### Given problem
Reproduce the listing word for word, leaving every picture behind.

### Stored data

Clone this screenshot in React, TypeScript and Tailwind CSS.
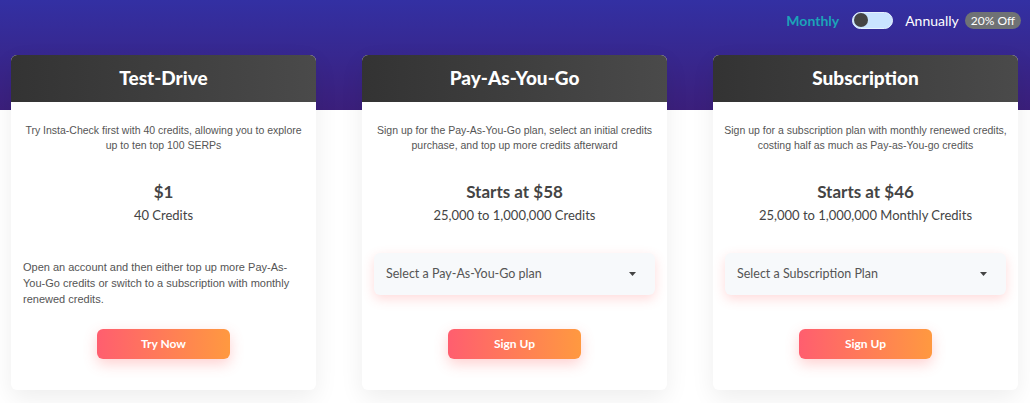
import React from 'react';

type Plan = {
  title: string;
  description: string;
  price: string;
  credits: string;
  note?: string;
  select?: string;
  cta: string;
};

const plans: Plan[] = [
  {
    title: 'Test-Drive',
    description: 'Try Insta-Check first with 40 credits, allowing you to explore up to ten top 100 SERPs',
    price: '$1',
    credits: '40 Credits',
    note: 'Open an account and then either top up more Pay-As-You-Go credits or switch to a subscription with monthly renewed credits.',
    cta: 'Try Now',
  },
  {
    title: 'Pay-As-You-Go',
    description: 'Sign up for the Pay-As-You-Go plan, select an initial credits purchase, and top up more credits afterward',
    price: 'Starts at $58',
    credits: '25,000 to 1,000,000 Credits',
    select: 'Select a Pay-As-You-Go plan',
    cta: 'Sign Up',
  },
  {
    title: 'Subscription',
    description: 'Sign up for a subscription plan with monthly renewed credits, costing half as much as Pay-as-You-go credits',
    price: 'Starts at $46',
    credits: '25,000 to 1,000,000 Monthly Credits',
    select: 'Select a Subscription Plan',
    cta: 'Sign Up',
  },
];

const BillingToggle: React.FC = () => (
  <div className="flex justify-end pr-[9px] pt-[11px] h-[55px] items-start font-['Lato',sans-serif]">
    <div className="flex items-center h-[18px]">
      <span className="text-[14px] font-bold text-[#1ba3b8]">Monthly</span>
      <button className="ml-[13px] w-[41px] h-[17px] rounded-full bg-[#c9e4ff] border border-[#e6f2ff] flex items-center px-[1px]">
        <span className="w-[14px] h-[14px] rounded-full bg-[#444]" />
      </button>
      <span className="ml-[12px] text-[14px] text-white">Annually</span>
      <span className="ml-[6px] h-[17px] px-[6px] rounded-full bg-[#6f7275] text-white text-[12px] leading-[17px] whitespace-nowrap">
        20% Off
      </span>
    </div>
  </div>
);

const PlanCard: React.FC<{ plan: Plan }> = ({ plan }) => (
  <div className="h-[335px] bg-white rounded-md shadow-[0_8px_24px_rgba(0,0,0,0.07)] flex flex-col overflow-hidden">
    <div className="h-[47px] flex items-center justify-center bg-[linear-gradient(to_right,#333333,#4a4a4a)]">
      <h2 className="text-white text-[19px] font-black font-['Lato',sans-serif]">{plan.title}</h2>
    </div>
    <div className="flex-1 flex flex-col px-[12px] pb-[31px]">
      <p className="mt-[21px] -mx-[3px] text-center text-[10.5px] leading-[15px] text-[#555] font-['Liberation_Sans',Arial,sans-serif]">
        {plan.description}
      </p>
      <div className="mt-[29px] text-center font-['Lato',sans-serif]">
        <div className="text-[17px] leading-[20px] font-bold text-[#444]">{plan.price}</div>
        <div className="mt-[4px] text-[13px] leading-[18px] text-[#444]">{plan.credits}</div>
      </div>
      {plan.note && (
        <p className="mt-[35px] text-[11px] leading-[16px] text-[#555] font-['Liberation_Sans',Arial,sans-serif]">
          {plan.note}
        </p>
      )}
      {plan.select && (
        <div className="mt-[29px] h-[42px] rounded-md bg-[#f7f9fb] shadow-[0_4px_12px_rgba(255,90,90,0.22)] flex items-center justify-between pl-[12px] pr-[19px] font-['Lato',sans-serif]">
          <span className="text-[12.5px] text-[#555]">{plan.select}</span>
          <svg width="7" height="4" viewBox="0 0 7 4">
            <path d="M0 0h7L3.5 4z" fill="#444" />
          </svg>
        </div>
      )}
      <div className="mt-auto flex justify-center">
        <button className="w-[133px] h-[30px] rounded-md bg-[linear-gradient(to_right,#ff5e6f,#ff9940)] shadow-[0_5px_14px_rgba(255,100,100,0.3)] text-white text-[12px] font-bold font-['Lato',sans-serif]">
          {plan.cta}
        </button>
      </div>
    </div>
  </div>
);

export default function App() {
  return (
    <div className="w-[1030px] h-[403px] overflow-hidden bg-[linear-gradient(to_bottom,#3330a3_0px,#3b1f7b_110px,#ffffff_110px,#ffffff_100%)]">
      <BillingToggle />
      <div className="grid grid-cols-3 gap-[46px] pl-[11px] pr-[12px]">
        {plans.map((p) => (
          <PlanCard key={p.title} plan={p} />
        ))}
      </div>
    </div>
  );
}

### Answer below
Clone this screenshot in React, TypeScript and Tailwind CSS.
import React from 'react';

type Plan = {
  title: string;
  description: string;
  price: string;
  credits: string;
  note?: string;
  select?: string;
  cta: string;
};

const plans: Plan[] = [
  {
    title: 'Test-Drive',
    description: 'Try Insta-Check first with 40 credits, allowing you to explore up to ten top 100 SERPs',
    price: '$1',
    credits: '40 Credits',
    note: 'Open an account and then either top up more Pay-As-You-Go credits or switch to a subscription with monthly renewed credits.',
    cta: 'Try Now',
  },
  {
    title: 'Pay-As-You-Go',
    description: 'Sign up for the Pay-As-You-Go plan, select an initial credits purchase, and top up more credits afterward',
    price: 'Starts at $58',
    credits: '25,000 to 1,000,000 Credits',
    select: 'Select a Pay-As-You-Go plan',
    cta: 'Sign Up',
  },
  {
    title: 'Subscription',
    description: 'Sign up for a subscription plan with monthly renewed credits, costing half as much as Pay-as-You-go credits',
    price: 'Starts at $46',
    credits: '25,000 to 1,000,000 Monthly Credits',
    select: 'Select a Subscription Plan',
    cta: 'Sign Up',
  },
];

const BillingToggle: React.FC = () => (
  <div className="flex justify-end pr-[9px] pt-[11px] h-[55px] items-start font-['Lato',sans-serif]">
    <div className="flex items-center h-[18px]">
      <span className="text-[14px] font-bold text-[#1ba3b8]">Monthly</span>
      <button className="ml-[13px] w-[41px] h-[17px] rounded-full bg-[#c9e4ff] border border-[#e6f2ff] flex items-center px-[1px]">
        <span className="w-[14px] h-[14px] rounded-full bg-[#444]" />
      </button>
      <span className="ml-[12px] text-[14px] text-white">Annually</span>
      <span className="ml-[6px] h-[17px] px-[6px] rounded-full bg-[#6f7275] text-white text-[12px] leading-[17px] whitespace-nowrap">
        20% Off
      </span>
    </div>
  </div>
);

const PlanCard: React.FC<{ plan: Plan }> = ({ plan }) => (
  <div className="h-[335px] bg-white rounded-md shadow-[0_8px_24px_rgba(0,0,0,0.07)] flex flex-col overflow-hidden">
    <div className="h-[47px] flex items-center justify-center bg-[linear-gradient(to_right,#333333,#4a4a4a)]">
      <h2 className="text-white text-[19px] font-black font-['Lato',sans-serif]">{plan.title}</h2>
    </div>
    <div className="flex-1 flex flex-col px-[12px] pb-[31px]">
      <p className="mt-[21px] -mx-[3px] text-center text-[10.5px] leading-[15px] text-[#555] font-['Liberation_Sans',Arial,sans-serif]">
        {plan.description}
      </p>
      <div className="mt-[29px] text-center font-['Lato',sans-serif]">
        <div className="text-[17px] leading-[20px] font-bold text-[#444]">{plan.price}</div>
        <div className="mt-[4px] text-[13px] leading-[18px] text-[#444]">{plan.credits}</div>
      </div>
      {plan.note && (
        <p className="mt-[35px] text-[11px] leading-[16px] text-[#555] font-['Liberation_Sans',Arial,sans-serif]">
          {plan.note}
        </p>
      )}
      {plan.select && (
        <div className="mt-[29px] h-[42px] rounded-md bg-[#f7f9fb] shadow-[0_4px_12px_rgba(255,90,90,0.22)] flex items-center justify-between pl-[12px] pr-[19px] font-['Lato',sans-serif]">
          <span className="text-[12.5px] text-[#555]">{plan.select}</span>
          <svg width="7" height="4" viewBox="0 0 7 4">
            <path d="M0 0h7L3.5 4z" fill="#444" />
          </svg>
        </div>
      )}
      <div className="mt-auto flex justify-center">
        <button className="w-[133px] h-[30px] rounded-md bg-[linear-gradient(to_right,#ff5e6f,#ff9940)] shadow-[0_5px_14px_rgba(255,100,100,0.3)] text-white text-[12px] font-bold font-['Lato',sans-serif]">
          {plan.cta}
        </button>
      </div>
    </div>
  </div>
);

export default function App() {
  return (
    <div className="w-[1030px] h-[403px] overflow-hidden bg-[linear-gradient(to_bottom,#3330a3_0px,#3b1f7b_110px,#ffffff_110px,#ffffff_100%)]">
      <BillingToggle />
      <div className="grid grid-cols-3 gap-[46px] pl-[11px] pr-[12px]">
        {plans.map((p) => (
          <PlanCard key={p.title} plan={p} />
        ))}
      </div>
    </div>
  );
}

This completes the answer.